GIVEN DATA:
□ □ □
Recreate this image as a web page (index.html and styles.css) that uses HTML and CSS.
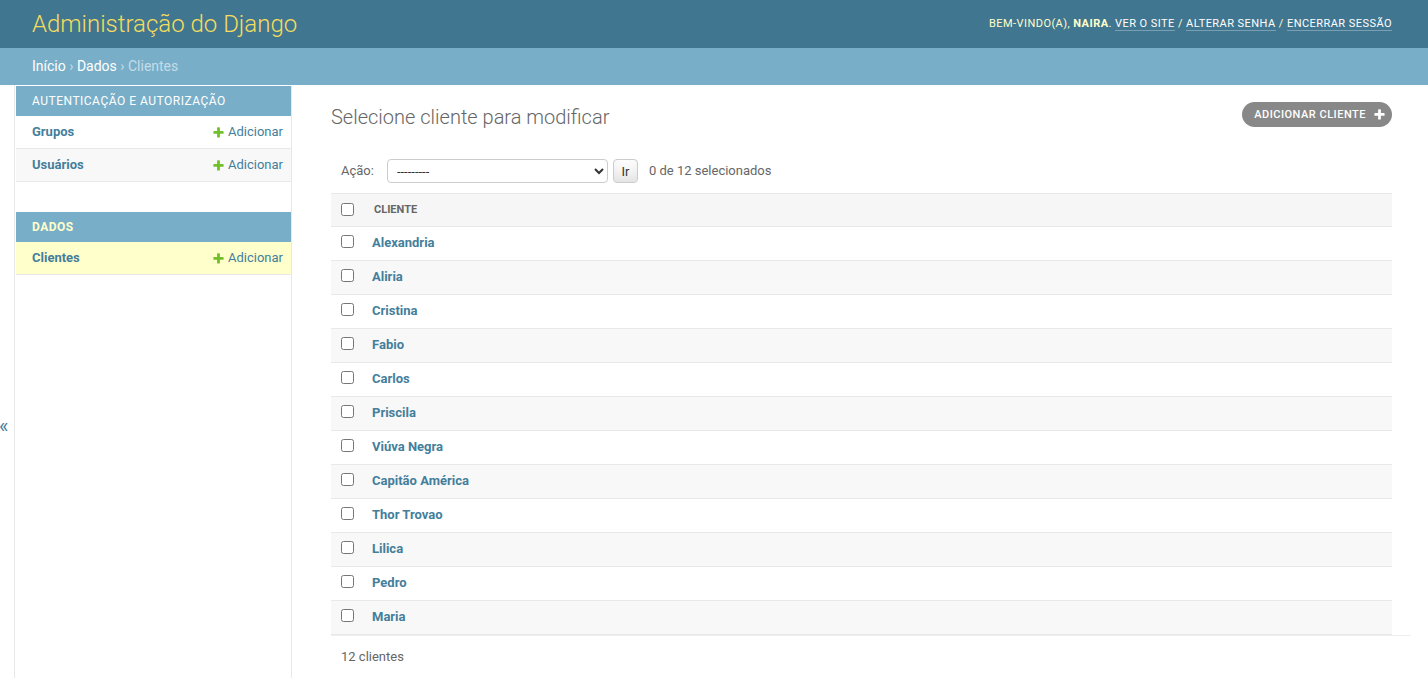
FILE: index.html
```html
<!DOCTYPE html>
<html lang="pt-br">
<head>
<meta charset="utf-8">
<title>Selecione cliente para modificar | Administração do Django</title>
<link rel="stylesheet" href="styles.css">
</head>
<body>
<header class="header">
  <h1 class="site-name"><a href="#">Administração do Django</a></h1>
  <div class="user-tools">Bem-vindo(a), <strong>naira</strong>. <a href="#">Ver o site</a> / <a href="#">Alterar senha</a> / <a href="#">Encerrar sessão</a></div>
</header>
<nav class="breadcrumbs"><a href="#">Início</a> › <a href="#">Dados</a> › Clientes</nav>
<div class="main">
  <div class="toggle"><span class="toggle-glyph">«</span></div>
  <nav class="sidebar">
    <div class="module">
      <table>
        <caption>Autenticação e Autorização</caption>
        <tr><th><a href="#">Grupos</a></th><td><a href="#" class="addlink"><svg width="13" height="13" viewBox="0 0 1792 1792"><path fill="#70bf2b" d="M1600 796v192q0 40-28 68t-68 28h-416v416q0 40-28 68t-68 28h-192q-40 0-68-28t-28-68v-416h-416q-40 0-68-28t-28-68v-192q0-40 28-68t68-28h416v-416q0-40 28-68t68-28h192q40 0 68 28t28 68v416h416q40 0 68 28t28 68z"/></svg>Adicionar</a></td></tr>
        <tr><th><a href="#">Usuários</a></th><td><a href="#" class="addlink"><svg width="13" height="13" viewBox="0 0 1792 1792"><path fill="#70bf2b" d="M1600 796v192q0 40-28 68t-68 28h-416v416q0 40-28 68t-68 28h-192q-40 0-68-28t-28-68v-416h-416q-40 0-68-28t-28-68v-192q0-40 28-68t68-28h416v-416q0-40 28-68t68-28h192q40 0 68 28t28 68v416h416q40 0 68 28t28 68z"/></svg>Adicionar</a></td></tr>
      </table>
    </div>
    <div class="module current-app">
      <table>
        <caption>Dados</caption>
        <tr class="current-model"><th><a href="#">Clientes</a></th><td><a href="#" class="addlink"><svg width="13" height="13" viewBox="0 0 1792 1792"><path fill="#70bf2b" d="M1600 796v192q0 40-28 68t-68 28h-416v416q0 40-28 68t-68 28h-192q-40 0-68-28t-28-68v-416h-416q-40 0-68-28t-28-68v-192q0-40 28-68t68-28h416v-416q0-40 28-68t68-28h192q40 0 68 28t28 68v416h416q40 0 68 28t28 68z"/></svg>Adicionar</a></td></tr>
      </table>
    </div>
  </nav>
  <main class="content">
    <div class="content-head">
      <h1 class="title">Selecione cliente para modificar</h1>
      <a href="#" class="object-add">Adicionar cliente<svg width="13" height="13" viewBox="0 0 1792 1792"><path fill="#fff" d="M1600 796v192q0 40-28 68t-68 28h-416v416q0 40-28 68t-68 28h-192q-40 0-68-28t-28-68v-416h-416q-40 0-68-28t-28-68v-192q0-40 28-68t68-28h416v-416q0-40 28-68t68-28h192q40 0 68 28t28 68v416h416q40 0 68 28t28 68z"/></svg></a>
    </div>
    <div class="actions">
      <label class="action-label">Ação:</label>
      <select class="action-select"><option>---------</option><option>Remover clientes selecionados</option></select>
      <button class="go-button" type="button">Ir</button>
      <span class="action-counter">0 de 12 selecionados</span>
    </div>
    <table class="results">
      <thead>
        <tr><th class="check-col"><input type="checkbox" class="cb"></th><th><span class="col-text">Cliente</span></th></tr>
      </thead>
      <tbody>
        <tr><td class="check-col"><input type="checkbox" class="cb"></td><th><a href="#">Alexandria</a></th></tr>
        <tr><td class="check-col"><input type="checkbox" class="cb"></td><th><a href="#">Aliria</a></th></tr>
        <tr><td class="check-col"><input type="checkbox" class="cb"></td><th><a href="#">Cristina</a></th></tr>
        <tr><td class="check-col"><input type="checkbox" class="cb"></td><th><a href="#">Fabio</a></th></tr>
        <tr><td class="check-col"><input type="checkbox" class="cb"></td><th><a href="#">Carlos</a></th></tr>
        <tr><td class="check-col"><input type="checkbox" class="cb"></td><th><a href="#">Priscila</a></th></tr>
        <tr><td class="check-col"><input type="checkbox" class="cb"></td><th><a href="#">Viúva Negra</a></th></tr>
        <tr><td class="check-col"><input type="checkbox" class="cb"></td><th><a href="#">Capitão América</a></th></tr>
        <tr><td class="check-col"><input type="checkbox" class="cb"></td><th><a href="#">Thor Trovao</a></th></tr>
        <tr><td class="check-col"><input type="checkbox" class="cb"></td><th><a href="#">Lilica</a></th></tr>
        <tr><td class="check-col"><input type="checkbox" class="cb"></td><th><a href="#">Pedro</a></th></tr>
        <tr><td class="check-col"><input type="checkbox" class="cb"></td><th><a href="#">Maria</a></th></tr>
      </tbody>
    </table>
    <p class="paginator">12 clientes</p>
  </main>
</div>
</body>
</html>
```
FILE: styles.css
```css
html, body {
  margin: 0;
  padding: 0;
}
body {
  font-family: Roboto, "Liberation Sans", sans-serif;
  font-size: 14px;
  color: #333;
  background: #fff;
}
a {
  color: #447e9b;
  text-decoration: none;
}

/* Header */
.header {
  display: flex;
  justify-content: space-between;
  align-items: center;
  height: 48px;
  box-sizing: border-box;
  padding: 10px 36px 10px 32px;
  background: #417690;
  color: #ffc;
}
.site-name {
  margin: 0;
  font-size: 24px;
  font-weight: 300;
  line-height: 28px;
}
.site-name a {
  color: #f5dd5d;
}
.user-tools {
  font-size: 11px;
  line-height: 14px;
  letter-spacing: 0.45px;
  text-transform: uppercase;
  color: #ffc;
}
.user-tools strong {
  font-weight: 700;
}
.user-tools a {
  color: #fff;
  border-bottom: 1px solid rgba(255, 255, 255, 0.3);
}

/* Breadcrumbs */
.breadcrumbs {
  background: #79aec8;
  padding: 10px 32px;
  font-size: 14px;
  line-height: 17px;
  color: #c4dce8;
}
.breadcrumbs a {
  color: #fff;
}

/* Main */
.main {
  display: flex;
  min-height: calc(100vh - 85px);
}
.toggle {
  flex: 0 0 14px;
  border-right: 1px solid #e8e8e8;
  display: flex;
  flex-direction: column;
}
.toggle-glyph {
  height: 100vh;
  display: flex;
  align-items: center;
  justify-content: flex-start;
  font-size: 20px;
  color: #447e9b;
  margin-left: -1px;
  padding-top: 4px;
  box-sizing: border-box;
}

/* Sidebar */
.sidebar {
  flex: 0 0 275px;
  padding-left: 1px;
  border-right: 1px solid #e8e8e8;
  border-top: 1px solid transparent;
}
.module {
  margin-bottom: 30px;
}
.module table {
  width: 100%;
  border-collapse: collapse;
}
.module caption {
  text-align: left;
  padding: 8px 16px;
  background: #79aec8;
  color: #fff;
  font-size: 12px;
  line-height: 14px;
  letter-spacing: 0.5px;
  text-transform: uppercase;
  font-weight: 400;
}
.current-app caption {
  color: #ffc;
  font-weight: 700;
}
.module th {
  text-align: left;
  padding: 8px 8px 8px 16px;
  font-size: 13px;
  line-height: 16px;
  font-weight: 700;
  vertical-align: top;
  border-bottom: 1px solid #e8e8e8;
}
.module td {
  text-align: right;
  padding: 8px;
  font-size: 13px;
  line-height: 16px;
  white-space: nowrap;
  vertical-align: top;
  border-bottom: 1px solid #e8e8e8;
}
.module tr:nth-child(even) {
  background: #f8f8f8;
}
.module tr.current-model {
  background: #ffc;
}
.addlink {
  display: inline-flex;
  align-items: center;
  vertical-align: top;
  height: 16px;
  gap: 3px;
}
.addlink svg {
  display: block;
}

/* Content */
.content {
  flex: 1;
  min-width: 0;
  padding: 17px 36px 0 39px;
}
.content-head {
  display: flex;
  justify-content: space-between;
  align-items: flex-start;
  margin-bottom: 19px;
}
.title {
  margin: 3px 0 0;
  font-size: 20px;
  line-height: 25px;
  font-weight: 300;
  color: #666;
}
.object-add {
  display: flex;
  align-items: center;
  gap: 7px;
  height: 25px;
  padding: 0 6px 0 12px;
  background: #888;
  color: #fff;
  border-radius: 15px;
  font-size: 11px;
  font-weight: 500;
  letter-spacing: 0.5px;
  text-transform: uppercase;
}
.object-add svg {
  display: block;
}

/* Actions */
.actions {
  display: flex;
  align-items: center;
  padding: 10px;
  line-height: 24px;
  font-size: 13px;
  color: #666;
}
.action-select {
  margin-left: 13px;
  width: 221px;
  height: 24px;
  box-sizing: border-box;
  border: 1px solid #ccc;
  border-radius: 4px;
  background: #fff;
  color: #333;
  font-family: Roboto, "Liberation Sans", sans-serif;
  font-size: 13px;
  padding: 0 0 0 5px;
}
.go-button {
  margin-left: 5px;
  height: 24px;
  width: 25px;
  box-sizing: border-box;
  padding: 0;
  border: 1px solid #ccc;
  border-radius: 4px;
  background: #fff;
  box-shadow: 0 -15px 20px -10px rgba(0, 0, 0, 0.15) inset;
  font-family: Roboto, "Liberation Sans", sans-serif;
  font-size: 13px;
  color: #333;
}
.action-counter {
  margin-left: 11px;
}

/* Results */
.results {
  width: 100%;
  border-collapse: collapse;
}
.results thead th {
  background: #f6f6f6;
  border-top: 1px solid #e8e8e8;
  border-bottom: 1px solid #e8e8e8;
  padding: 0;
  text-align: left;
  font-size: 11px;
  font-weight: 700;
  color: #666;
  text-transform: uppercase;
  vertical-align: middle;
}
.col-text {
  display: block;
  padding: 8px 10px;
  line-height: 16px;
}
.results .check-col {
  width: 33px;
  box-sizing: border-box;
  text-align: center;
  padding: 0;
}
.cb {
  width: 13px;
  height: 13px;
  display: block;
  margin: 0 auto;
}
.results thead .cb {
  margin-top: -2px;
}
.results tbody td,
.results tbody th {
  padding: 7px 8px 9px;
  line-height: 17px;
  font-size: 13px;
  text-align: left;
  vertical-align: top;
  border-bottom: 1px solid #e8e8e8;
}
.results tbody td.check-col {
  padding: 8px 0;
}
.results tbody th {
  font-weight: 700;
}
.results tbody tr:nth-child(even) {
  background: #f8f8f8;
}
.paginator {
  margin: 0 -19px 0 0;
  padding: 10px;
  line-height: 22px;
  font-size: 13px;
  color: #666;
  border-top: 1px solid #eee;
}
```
□ □ □
WHAT TO DO: Which lines include "index"? Copy each of them out.

FINISHED TASK:
Recreate this image as a web page (index.html and styles.css) that uses HTML and CSS.
FILE: index.html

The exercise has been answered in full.